### [Problem to work on]
Identify all lines in the listing that include the word "this", and copy them out.

### [Entries shown]
━━━━━━━━━━━━━━━━━━━━

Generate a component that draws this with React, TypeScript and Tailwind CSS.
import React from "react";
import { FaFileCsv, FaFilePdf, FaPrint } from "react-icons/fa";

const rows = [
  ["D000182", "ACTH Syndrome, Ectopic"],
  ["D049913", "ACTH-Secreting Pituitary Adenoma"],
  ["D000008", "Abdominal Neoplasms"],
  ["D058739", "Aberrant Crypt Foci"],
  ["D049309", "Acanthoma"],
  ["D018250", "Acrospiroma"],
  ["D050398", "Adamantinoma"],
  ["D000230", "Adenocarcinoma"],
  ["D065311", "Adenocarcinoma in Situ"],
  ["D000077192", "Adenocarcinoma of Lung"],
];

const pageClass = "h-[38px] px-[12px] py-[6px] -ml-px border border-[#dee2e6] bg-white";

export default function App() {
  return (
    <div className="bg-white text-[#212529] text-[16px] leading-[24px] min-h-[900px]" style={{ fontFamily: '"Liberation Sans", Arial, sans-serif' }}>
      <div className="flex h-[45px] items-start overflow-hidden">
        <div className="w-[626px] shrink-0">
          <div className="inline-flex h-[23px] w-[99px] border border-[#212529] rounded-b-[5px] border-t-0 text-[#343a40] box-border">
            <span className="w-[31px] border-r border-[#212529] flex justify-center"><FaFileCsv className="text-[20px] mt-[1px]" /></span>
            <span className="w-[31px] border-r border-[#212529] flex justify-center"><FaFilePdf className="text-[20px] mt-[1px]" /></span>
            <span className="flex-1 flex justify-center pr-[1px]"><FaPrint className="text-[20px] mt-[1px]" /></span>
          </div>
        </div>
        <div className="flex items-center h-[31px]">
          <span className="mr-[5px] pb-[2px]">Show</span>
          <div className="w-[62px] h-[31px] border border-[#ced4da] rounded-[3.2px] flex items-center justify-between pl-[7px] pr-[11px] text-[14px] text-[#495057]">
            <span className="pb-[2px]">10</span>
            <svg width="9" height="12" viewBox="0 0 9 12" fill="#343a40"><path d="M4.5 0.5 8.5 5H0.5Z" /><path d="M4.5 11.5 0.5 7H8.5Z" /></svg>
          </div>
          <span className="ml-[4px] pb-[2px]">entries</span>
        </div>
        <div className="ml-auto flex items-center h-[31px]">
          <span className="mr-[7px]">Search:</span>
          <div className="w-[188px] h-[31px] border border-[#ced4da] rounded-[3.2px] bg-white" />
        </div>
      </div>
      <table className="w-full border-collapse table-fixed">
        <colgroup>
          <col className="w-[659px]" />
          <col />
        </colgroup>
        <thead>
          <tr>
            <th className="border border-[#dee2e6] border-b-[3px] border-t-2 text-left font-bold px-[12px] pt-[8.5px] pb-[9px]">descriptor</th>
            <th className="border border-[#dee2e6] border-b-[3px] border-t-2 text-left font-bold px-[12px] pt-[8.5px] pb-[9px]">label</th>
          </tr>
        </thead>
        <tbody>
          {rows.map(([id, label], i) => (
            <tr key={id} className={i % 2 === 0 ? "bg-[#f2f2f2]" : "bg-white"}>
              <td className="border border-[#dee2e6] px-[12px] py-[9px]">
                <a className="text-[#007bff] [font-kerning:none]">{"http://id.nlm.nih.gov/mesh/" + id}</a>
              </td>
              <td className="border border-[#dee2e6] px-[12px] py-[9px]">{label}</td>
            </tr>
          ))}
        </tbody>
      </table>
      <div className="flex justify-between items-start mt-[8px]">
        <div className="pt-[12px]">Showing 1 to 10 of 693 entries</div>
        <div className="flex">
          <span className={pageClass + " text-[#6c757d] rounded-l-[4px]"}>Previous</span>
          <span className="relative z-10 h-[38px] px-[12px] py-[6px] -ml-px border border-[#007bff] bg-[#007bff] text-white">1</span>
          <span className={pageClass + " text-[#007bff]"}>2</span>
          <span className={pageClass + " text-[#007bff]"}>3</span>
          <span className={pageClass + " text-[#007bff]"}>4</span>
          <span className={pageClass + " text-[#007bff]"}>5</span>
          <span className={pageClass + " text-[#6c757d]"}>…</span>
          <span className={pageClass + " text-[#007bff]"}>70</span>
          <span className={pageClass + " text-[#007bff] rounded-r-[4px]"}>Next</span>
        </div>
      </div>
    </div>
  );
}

━━━━━━━━━━━━━━━━━━━━

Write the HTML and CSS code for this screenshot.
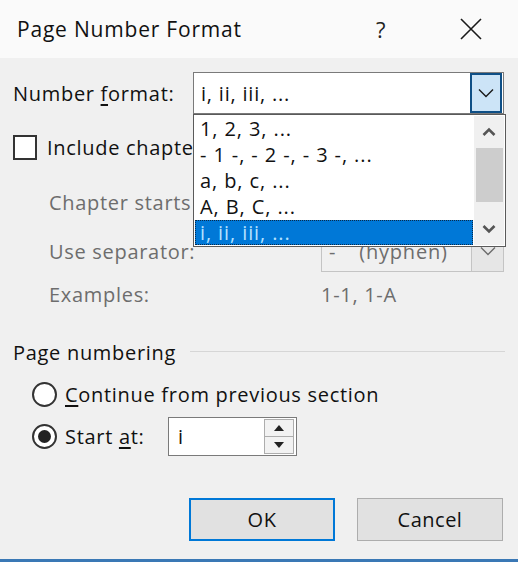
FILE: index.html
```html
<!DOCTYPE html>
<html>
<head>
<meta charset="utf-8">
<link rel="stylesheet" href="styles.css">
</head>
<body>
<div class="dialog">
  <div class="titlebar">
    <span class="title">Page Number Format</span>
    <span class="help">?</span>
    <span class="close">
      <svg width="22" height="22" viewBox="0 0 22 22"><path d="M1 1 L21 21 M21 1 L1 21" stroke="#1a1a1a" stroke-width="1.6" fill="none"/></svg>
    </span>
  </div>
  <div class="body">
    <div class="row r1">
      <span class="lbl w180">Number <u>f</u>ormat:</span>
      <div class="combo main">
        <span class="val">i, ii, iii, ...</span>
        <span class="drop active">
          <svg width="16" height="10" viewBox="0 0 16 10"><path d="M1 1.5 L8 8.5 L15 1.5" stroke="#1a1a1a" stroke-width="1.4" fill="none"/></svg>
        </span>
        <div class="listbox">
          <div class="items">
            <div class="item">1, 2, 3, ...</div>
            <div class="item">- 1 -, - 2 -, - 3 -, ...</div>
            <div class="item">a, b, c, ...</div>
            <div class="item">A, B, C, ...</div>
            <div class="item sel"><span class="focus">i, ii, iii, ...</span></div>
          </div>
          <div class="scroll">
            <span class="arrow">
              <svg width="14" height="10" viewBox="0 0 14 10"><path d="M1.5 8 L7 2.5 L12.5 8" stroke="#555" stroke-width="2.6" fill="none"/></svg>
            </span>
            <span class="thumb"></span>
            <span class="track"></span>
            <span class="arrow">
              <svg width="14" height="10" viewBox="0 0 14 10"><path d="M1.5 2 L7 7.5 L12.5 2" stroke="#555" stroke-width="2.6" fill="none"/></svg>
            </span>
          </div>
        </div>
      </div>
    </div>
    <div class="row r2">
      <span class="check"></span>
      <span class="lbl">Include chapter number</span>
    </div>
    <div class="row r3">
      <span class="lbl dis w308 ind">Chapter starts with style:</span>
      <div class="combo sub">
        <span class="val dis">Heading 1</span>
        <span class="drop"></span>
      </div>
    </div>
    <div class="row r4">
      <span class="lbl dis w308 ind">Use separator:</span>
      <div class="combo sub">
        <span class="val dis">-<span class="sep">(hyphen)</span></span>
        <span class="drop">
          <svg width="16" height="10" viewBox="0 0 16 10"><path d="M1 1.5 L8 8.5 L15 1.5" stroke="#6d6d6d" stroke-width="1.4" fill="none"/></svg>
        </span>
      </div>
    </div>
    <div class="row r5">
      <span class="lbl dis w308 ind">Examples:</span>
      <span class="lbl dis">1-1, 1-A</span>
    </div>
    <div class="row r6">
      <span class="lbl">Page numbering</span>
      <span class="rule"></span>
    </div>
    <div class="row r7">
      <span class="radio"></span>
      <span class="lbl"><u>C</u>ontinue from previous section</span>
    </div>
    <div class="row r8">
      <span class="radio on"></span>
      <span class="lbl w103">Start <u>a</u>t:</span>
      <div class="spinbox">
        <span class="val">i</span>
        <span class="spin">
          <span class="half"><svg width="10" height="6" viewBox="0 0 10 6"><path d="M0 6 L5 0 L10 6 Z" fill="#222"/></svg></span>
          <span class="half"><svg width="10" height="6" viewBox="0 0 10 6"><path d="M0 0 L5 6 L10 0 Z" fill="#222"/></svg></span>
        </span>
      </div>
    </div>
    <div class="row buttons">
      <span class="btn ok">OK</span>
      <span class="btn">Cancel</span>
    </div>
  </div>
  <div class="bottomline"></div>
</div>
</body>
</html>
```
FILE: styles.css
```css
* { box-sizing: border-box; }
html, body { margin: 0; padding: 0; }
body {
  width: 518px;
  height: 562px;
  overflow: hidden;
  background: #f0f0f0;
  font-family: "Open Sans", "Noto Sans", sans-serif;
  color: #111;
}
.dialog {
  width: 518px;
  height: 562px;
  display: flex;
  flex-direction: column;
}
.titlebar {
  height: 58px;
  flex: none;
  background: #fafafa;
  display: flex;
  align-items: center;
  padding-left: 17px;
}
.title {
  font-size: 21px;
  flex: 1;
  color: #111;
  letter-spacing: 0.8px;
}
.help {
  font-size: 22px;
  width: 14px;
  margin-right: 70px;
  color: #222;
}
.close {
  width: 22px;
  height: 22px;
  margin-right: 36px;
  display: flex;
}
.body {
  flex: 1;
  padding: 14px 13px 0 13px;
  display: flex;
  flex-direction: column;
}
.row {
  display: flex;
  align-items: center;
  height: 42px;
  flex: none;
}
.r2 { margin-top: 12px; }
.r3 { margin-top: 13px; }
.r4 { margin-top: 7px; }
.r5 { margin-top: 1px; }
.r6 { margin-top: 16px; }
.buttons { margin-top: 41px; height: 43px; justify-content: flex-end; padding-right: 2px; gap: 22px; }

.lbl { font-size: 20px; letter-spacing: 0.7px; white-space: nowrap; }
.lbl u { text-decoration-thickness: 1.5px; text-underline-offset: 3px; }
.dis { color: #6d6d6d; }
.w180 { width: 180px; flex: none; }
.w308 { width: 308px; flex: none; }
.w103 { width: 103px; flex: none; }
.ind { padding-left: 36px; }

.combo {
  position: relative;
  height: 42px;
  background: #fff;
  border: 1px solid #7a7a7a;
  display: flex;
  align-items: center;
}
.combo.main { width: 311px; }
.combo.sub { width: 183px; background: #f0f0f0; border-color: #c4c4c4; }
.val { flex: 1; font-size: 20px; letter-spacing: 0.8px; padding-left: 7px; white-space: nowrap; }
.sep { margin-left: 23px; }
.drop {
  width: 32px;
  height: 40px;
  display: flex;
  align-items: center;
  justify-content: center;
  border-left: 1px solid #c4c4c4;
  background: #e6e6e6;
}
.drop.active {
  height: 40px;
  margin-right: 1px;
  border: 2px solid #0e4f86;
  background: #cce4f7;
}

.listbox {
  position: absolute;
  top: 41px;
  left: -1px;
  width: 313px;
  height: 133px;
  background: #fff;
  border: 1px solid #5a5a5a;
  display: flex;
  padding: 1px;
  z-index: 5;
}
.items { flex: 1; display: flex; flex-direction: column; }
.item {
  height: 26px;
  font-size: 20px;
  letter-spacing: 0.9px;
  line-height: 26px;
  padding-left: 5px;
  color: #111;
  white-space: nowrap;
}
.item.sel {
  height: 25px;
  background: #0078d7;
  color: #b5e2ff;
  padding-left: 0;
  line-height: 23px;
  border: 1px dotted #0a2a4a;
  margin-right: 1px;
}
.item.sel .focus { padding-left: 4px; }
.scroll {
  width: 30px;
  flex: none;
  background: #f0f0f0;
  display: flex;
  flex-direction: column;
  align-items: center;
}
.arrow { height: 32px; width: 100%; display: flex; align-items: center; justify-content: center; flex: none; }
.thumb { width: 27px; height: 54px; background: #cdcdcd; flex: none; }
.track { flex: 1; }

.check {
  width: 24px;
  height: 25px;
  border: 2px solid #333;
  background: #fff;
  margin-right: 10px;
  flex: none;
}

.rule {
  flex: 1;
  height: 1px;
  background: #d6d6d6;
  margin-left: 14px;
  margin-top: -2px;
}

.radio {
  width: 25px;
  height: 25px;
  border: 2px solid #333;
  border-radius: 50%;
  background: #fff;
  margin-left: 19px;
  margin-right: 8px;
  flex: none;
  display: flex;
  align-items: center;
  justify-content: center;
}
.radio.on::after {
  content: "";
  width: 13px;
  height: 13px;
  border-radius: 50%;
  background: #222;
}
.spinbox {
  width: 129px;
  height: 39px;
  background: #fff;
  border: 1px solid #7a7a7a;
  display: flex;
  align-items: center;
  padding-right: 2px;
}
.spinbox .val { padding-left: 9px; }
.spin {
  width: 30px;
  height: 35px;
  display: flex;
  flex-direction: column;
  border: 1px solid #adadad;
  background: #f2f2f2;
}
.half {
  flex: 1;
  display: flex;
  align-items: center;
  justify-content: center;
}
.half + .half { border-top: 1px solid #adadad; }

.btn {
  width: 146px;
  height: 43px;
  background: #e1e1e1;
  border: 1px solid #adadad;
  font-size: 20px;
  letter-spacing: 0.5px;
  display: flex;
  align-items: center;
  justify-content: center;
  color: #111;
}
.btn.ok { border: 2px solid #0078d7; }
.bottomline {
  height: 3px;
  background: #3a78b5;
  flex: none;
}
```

━━━━━━━━━━━━━━━━━━━━

### [Response]
Generate a component that draws this with React, TypeScript and Tailwind CSS.
Write the HTML and CSS code for this screenshot.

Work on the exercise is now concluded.